Without both the Cross and the Consummation at the center of our spiritual radar screens, we will be hopelessly (the choice of the adverb is quite intentional) unequipped to navigate the challenges that life brings our way, as we try to walk together in community, aiming to be faithful to our Lord Jesus.

I recently did a search through Paul’s letters and was astounded at how often Paul uses the return of Christ to motivate his readers in those early Christian communities.

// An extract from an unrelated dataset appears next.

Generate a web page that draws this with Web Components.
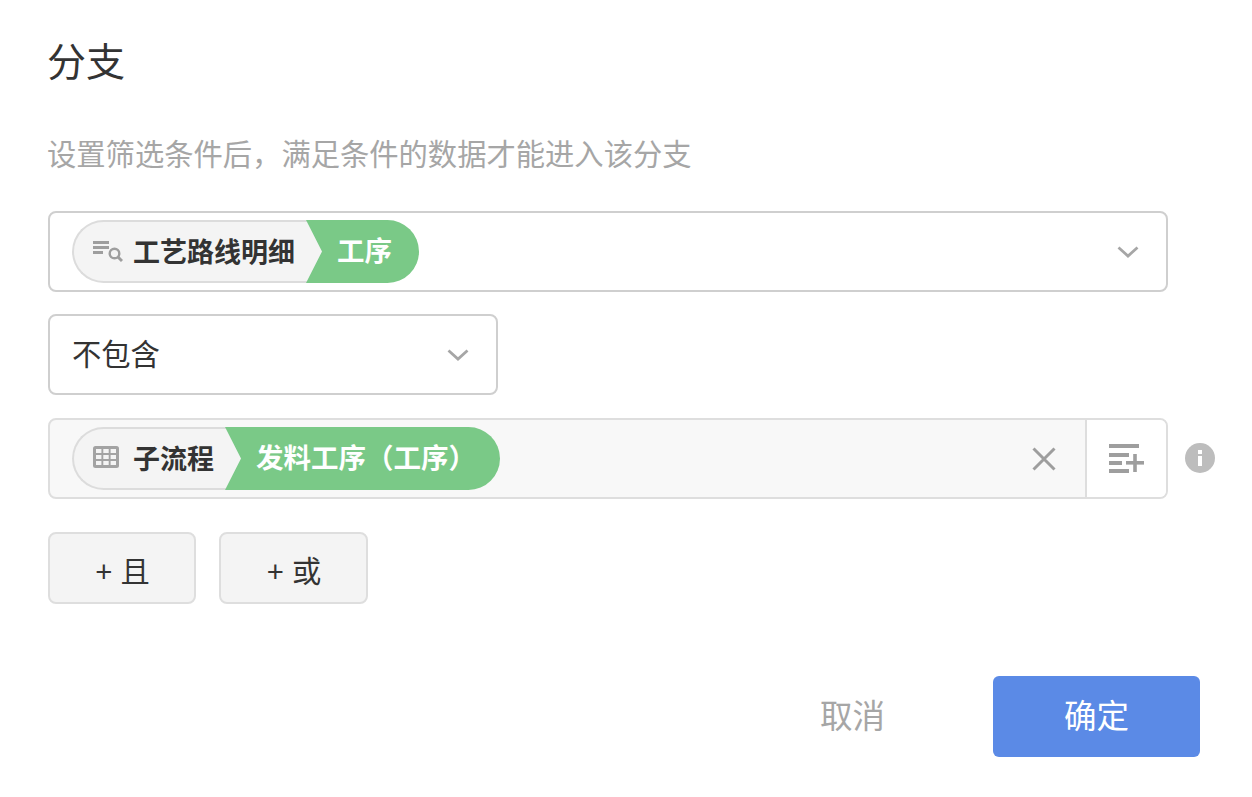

The lesson from all this? It’s at least twofold:

  1. We need to rediscover (a) what the NT teaches about the Second Coming of Christ and (b) how indispensable an eschatological perspective is for faithful Christian living this side of eternity. While perhaps a bit overstated, Jürgen Moltmann’s comments constitute a timely challenge to a generation of evangelicals who no longer have our eyes on the future:

“The eschatological is not one element of Christianity, but it is the medium of Christianity as such, the key in which everything else is set, the glow that suffuses everything here in the dawn of an expected new day.”[2]

“The one who testifies to these things says, ‘Surely I am coming soon’ Amen. Come, Lord Jesus!” (Revelation 22:20).

  1. We should leave current events out of the picture and say only what the Bible says about the return of Christ. Let’s get about the business of living the Christian life in light of the biblical teaching about the Second Coming. The Scriptures are sufficient. We don’t need Google News to interpret them for us.

The next time someone tries to show you how current events are lining up with biblical prophecies, just smile and say, “Well, we’ll see, won’t we? And let’s not tell anyone else until we actually do see, OK?”

A final note to my students in Exegesis In The Gospels. You’d better get that first exegetical project finished. I’m going to collect them on Tuesday, whether the world ends or not.


[1] Hal Lindsey, There’s a New World Coming: A Prophetic Odyssey (Santa Ana, CA: Vision House Publishers, 1973), 138–139

[2] Jürgen Moltmann, Theology of Hope on the Ground and the Implications of a Christian Eschatology (Minneapolis: Fortress, 1993) 16.